**Requirements**
In the listing below, locate the lines that hold "source" and copy them.

#### Record excerpts

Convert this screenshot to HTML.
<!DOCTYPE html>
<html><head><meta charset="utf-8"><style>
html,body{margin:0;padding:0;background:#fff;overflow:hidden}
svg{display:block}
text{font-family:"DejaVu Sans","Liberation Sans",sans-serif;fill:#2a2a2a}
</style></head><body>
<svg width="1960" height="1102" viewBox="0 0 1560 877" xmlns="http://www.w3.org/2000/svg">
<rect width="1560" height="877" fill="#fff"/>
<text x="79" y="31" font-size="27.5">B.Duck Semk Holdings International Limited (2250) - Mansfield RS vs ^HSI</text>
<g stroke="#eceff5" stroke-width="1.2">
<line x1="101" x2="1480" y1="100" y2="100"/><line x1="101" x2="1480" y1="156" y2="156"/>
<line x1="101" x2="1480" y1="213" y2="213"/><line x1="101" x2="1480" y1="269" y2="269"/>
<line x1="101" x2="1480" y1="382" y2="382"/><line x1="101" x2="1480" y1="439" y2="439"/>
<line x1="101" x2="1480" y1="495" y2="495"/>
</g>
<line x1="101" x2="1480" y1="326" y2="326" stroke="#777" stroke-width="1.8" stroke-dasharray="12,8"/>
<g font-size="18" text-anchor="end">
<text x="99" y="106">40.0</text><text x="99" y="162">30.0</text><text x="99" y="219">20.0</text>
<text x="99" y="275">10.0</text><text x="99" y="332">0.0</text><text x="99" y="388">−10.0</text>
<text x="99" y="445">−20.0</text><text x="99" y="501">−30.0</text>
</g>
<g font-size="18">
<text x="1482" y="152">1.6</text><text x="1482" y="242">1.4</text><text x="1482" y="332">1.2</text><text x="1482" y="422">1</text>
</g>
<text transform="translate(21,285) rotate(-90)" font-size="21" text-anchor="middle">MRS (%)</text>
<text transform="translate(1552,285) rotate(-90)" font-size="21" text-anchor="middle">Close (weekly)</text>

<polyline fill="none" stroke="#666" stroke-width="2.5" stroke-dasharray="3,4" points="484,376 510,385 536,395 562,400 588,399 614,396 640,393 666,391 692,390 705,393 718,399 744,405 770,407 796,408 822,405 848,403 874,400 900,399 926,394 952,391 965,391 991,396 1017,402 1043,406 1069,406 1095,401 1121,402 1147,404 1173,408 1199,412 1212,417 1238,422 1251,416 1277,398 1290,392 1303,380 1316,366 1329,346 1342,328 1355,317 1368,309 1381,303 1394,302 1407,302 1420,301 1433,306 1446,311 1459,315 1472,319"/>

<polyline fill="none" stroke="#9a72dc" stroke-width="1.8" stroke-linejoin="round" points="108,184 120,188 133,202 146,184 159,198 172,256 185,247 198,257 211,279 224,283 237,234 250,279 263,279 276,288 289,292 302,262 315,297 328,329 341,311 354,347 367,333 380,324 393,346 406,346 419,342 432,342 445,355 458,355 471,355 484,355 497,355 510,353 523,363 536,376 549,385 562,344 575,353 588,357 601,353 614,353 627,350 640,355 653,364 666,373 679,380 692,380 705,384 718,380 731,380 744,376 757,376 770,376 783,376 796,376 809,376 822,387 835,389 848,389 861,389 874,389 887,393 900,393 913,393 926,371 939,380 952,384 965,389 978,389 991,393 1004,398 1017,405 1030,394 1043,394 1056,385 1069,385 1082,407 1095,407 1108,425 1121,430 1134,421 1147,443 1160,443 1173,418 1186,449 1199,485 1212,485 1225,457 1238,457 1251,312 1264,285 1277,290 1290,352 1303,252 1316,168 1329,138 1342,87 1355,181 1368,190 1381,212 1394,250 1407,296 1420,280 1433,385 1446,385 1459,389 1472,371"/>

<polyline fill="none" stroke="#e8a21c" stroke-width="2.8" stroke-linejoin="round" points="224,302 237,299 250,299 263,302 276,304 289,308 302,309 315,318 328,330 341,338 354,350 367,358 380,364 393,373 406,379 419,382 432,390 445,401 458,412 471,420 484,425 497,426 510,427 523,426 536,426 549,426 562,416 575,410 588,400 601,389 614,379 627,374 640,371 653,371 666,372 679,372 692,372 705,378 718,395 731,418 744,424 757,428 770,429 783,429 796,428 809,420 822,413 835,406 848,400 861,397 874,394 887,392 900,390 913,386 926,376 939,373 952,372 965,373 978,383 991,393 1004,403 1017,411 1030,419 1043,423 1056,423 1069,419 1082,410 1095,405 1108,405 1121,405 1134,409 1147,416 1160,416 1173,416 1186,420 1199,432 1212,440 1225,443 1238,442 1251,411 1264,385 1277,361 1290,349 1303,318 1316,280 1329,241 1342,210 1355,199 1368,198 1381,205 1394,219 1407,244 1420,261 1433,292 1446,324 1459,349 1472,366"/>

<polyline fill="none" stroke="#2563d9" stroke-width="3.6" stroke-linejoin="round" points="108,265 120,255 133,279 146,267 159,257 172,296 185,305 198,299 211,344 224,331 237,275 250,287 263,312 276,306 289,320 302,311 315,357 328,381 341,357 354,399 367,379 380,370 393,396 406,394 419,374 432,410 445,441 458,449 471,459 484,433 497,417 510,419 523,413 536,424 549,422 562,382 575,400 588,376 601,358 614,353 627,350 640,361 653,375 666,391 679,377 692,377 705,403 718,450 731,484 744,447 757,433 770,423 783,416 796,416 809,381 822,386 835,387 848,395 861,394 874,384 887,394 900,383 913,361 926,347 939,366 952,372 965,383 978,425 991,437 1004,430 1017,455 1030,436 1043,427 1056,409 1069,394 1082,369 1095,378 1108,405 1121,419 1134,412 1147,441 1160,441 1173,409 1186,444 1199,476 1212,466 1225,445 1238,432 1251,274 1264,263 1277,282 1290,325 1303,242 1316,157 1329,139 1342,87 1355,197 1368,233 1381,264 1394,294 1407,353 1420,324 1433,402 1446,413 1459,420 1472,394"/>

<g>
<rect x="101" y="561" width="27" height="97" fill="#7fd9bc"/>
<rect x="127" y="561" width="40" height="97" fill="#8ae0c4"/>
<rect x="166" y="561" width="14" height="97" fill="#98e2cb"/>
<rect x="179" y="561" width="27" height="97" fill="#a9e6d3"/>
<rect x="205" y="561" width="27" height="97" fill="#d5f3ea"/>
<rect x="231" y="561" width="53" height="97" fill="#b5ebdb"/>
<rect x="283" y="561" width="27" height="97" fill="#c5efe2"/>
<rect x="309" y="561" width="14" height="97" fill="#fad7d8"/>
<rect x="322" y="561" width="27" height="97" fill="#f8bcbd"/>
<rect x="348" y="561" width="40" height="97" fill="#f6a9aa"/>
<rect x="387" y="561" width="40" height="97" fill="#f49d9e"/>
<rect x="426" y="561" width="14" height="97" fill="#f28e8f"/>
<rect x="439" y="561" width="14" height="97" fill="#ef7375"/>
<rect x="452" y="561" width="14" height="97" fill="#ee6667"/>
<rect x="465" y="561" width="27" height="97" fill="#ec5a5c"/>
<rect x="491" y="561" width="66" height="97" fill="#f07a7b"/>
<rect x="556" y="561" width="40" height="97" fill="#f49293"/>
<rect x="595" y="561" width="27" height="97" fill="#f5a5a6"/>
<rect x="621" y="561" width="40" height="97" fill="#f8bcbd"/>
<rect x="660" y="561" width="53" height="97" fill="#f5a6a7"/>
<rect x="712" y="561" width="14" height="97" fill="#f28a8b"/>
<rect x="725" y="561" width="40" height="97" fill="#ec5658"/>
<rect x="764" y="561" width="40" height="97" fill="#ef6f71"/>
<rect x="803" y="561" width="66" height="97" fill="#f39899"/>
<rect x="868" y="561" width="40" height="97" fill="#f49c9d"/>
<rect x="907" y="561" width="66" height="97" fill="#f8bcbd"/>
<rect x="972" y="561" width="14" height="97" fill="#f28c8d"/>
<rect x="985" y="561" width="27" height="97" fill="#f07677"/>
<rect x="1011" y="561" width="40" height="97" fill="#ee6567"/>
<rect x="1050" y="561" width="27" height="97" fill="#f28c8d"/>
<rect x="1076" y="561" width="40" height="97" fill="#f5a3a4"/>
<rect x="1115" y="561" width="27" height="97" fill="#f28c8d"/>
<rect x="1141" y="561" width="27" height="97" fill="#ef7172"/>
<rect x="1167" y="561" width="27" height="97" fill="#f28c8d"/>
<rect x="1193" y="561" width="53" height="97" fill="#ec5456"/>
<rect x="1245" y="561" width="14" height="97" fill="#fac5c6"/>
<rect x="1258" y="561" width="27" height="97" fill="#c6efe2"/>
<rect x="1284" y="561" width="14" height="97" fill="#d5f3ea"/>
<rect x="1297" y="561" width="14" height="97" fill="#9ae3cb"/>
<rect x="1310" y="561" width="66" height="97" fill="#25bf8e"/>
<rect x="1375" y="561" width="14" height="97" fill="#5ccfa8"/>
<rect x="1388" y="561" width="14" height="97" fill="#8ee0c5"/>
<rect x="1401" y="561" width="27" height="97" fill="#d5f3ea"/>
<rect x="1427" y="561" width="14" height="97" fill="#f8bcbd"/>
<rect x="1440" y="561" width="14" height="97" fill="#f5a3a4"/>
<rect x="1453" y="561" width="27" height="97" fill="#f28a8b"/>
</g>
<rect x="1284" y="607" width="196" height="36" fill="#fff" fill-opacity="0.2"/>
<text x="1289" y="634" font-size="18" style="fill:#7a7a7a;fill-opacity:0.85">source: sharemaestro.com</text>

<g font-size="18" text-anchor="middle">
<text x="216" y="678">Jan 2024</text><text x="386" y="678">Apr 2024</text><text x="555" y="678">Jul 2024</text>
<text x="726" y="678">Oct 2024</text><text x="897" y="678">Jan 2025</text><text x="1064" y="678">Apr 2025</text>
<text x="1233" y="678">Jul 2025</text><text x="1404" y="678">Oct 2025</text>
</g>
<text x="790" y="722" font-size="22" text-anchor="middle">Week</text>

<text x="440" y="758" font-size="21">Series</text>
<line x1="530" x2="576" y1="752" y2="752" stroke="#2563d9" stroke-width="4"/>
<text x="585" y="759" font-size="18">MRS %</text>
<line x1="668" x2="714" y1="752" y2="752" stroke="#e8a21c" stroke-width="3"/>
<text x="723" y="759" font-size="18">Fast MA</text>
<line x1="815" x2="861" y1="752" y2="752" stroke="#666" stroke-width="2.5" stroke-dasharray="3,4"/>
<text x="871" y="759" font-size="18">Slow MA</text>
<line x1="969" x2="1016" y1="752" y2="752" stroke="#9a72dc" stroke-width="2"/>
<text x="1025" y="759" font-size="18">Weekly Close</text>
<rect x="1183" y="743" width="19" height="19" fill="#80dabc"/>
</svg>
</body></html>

########
#### Record excerpts

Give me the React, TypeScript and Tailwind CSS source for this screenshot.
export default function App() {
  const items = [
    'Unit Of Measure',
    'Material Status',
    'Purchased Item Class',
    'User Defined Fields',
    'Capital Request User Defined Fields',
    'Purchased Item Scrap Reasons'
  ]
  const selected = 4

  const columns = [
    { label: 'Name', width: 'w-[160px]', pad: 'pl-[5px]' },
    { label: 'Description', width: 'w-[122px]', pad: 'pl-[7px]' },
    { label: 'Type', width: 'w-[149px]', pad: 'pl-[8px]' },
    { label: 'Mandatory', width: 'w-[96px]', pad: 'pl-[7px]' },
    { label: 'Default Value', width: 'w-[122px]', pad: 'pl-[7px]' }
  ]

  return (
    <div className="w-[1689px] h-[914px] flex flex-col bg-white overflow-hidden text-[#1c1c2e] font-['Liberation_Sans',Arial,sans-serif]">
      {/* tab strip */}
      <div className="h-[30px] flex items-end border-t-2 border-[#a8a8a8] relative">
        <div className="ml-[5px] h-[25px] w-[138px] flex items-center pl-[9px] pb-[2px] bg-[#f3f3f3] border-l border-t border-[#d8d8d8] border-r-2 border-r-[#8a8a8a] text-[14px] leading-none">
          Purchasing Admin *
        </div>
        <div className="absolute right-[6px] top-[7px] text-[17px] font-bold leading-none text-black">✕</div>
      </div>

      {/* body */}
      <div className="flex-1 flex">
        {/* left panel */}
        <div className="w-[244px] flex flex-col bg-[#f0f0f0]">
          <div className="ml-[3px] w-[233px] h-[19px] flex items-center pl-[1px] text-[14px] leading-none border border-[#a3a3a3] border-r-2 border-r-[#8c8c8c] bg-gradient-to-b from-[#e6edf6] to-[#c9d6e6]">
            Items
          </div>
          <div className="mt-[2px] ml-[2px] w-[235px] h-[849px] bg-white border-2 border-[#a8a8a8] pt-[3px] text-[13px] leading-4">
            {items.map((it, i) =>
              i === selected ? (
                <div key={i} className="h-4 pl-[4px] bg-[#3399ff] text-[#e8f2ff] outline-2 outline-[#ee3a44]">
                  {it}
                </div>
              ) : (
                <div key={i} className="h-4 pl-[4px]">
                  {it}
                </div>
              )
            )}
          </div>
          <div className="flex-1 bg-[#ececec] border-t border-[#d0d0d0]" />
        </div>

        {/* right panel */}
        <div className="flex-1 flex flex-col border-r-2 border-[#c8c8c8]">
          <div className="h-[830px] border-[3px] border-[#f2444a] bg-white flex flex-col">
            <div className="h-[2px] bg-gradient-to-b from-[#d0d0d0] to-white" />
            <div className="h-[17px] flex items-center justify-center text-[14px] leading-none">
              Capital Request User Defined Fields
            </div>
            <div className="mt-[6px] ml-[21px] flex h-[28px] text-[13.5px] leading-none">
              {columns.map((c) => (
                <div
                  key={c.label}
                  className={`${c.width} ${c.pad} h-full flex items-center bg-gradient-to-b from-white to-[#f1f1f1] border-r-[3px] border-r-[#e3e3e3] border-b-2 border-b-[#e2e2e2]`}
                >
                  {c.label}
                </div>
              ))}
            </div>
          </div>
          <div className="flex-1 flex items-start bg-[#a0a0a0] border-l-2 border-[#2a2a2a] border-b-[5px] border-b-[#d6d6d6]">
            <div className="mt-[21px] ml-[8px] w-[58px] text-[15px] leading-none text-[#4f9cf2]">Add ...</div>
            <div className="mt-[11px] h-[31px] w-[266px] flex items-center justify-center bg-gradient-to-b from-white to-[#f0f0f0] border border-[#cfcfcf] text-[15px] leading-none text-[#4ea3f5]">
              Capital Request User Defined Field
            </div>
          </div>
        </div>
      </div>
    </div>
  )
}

########

**Complete response**
<text x="1289" y="634" font-size="18" style="fill:#7a7a7a;fill-opacity:0.85">source: sharemaestro.com</text>
Give me the React, TypeScript and Tailwind CSS source for this screenshot.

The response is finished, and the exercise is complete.